Begin

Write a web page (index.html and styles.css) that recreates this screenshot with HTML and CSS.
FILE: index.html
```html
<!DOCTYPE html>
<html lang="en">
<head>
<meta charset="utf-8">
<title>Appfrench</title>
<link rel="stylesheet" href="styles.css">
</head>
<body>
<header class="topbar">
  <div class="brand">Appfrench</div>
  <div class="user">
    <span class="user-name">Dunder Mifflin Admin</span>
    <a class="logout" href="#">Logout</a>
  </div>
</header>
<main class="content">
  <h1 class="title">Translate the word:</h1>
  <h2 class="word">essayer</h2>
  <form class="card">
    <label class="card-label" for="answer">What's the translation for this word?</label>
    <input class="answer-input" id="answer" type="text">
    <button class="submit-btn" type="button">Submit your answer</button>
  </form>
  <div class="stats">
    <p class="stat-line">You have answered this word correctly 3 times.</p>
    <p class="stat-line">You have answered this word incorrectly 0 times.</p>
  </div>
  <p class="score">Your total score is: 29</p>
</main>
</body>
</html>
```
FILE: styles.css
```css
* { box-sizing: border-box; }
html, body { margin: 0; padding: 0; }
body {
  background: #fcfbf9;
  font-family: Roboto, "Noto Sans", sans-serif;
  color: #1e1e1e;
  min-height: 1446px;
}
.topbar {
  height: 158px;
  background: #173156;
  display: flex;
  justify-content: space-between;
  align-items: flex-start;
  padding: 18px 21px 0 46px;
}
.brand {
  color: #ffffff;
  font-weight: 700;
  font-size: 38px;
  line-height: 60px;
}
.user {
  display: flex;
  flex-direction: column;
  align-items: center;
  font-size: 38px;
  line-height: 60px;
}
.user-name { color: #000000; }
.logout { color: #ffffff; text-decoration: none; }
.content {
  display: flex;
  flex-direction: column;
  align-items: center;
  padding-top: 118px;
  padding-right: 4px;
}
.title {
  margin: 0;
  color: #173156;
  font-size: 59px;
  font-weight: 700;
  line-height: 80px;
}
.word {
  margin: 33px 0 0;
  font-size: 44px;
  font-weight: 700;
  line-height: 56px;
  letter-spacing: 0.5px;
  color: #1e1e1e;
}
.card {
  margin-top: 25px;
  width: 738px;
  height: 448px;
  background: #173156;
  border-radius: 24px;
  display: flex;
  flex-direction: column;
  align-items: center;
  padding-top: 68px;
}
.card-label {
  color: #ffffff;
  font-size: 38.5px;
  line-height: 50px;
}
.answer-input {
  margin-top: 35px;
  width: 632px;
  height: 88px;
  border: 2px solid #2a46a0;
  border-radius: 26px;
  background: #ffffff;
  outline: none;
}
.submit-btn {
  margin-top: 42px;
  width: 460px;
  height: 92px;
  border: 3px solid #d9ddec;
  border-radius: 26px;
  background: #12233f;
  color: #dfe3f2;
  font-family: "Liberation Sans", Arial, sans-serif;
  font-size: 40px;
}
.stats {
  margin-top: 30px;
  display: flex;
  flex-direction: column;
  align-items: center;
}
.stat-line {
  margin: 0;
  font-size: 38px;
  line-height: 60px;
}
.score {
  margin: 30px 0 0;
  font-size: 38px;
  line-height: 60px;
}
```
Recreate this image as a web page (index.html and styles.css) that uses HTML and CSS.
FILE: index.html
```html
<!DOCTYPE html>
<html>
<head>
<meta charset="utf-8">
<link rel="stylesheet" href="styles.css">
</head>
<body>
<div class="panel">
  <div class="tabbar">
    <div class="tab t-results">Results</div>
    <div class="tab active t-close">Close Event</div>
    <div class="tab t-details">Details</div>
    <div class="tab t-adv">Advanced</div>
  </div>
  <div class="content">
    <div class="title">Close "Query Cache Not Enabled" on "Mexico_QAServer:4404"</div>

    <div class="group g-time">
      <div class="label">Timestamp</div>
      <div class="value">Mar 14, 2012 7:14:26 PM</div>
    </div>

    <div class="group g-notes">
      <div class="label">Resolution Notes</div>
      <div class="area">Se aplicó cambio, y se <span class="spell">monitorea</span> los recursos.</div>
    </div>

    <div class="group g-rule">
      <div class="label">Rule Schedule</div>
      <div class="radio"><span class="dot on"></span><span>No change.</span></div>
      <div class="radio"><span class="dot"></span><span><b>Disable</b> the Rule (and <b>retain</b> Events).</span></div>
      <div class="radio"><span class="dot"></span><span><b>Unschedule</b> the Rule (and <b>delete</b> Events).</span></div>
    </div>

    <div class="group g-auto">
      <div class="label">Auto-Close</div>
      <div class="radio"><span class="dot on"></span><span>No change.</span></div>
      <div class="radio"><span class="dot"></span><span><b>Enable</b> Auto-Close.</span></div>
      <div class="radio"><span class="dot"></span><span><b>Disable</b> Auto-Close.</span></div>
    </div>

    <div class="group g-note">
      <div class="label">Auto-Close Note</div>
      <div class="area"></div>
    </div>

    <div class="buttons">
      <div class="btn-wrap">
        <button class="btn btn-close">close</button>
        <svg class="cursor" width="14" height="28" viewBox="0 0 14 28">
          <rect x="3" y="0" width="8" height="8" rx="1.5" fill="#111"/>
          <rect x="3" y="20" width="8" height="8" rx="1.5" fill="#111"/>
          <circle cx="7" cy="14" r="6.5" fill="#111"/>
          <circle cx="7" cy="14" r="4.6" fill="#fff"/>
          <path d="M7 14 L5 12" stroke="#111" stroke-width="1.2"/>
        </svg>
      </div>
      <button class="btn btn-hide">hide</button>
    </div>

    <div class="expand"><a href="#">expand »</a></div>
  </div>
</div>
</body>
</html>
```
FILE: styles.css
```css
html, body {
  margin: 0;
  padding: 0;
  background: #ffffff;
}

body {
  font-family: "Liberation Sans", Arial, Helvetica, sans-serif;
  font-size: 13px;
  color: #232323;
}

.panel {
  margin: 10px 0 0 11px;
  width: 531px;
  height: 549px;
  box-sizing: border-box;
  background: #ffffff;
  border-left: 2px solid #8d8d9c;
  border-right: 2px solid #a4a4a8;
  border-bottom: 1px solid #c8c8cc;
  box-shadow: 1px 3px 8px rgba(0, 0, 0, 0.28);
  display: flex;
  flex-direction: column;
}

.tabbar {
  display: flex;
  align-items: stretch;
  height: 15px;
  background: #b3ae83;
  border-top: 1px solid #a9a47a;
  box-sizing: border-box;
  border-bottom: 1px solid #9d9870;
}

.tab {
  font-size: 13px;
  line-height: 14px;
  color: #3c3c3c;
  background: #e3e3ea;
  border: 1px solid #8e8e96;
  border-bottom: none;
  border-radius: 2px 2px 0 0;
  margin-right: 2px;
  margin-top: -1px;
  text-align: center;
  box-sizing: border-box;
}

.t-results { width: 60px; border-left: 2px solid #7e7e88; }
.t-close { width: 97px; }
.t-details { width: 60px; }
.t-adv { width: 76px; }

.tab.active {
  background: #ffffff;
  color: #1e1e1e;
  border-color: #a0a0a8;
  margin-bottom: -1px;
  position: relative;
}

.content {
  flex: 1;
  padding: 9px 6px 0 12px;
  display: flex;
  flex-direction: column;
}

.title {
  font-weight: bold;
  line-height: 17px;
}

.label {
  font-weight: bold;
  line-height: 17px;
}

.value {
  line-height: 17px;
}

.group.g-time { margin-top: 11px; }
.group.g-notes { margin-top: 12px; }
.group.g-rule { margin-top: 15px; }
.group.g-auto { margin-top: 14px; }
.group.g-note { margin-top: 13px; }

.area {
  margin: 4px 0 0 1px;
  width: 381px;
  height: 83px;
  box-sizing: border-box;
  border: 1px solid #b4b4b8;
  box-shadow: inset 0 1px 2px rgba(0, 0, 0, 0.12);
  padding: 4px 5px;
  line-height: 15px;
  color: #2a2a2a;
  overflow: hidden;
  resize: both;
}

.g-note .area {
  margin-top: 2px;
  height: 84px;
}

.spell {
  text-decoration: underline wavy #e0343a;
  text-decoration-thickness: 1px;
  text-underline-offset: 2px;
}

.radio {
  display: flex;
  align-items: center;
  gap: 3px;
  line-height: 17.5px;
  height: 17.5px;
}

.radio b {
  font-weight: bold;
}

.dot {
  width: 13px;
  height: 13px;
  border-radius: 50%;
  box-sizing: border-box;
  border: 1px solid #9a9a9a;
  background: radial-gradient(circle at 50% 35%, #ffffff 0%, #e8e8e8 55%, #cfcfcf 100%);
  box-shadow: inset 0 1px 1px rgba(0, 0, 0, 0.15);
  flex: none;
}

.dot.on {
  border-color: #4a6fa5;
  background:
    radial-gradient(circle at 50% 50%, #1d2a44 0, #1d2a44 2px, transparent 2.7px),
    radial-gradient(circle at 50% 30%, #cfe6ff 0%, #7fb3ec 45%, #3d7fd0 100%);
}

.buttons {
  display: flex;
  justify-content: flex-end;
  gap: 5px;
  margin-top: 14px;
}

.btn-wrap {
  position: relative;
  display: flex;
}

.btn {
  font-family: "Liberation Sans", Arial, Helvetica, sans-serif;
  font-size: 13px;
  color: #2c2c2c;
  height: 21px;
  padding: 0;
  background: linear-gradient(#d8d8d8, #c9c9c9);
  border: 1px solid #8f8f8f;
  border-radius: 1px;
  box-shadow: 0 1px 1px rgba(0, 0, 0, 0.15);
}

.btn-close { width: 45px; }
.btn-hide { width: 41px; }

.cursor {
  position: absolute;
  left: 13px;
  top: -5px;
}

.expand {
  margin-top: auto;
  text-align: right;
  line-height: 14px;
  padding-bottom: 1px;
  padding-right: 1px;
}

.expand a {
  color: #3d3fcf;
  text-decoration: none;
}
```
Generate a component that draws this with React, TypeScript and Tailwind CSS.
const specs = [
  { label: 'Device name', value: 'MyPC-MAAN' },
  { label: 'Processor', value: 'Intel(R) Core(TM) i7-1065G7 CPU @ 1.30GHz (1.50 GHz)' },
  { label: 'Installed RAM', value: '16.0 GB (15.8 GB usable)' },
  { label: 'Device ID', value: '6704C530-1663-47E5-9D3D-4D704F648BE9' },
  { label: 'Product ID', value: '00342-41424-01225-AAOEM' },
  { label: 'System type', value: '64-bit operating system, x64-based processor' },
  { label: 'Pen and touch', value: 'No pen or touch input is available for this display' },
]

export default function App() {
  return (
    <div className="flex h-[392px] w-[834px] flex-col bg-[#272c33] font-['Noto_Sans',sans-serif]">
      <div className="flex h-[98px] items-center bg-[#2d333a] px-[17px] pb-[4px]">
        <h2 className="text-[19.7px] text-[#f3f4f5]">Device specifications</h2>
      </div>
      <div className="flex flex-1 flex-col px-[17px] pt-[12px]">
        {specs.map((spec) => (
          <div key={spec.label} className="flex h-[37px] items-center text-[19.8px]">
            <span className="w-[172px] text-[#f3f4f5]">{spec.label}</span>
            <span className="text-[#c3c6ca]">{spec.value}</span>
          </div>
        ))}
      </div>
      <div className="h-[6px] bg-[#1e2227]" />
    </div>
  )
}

End

WORK TO COMPLETE: Only the lines from the one containing "Generate a component" through the end of the material should be reproduced, exactly, with both ends included.

THE SOLUTION:
Generate a component that draws this with React, TypeScript and Tailwind CSS.
const specs = [
  { label: 'Device name', value: 'MyPC-MAAN' },
  { label: 'Processor', value: 'Intel(R) Core(TM) i7-1065G7 CPU @ 1.30GHz (1.50 GHz)' },
  { label: 'Installed RAM', value: '16.0 GB (15.8 GB usable)' },
  { label: 'Device ID', value: '6704C530-1663-47E5-9D3D-4D704F648BE9' },
  { label: 'Product ID', value: '00342-41424-01225-AAOEM' },
  { label: 'System type', value: '64-bit operating system, x64-based processor' },
  { label: 'Pen and touch', value: 'No pen or touch input is available for this display' },
]

export default function App() {
  return (
    <div className="flex h-[392px] w-[834px] flex-col bg-[#272c33] font-['Noto_Sans',sans-serif]">
      <div className="flex h-[98px] items-center bg-[#2d333a] px-[17px] pb-[4px]">
        <h2 className="text-[19.7px] text-[#f3f4f5]">Device specifications</h2>
      </div>
      <div className="flex flex-1 flex-col px-[17px] pt-[12px]">
        {specs.map((spec) => (
          <div key={spec.label} className="flex h-[37px] items-center text-[19.8px]">
            <span className="w-[172px] text-[#f3f4f5]">{spec.label}</span>
            <span className="text-[#c3c6ca]">{spec.value}</span>
          </div>
        ))}
      </div>
      <div className="h-[6px] bg-[#1e2227]" />
    </div>
  )
}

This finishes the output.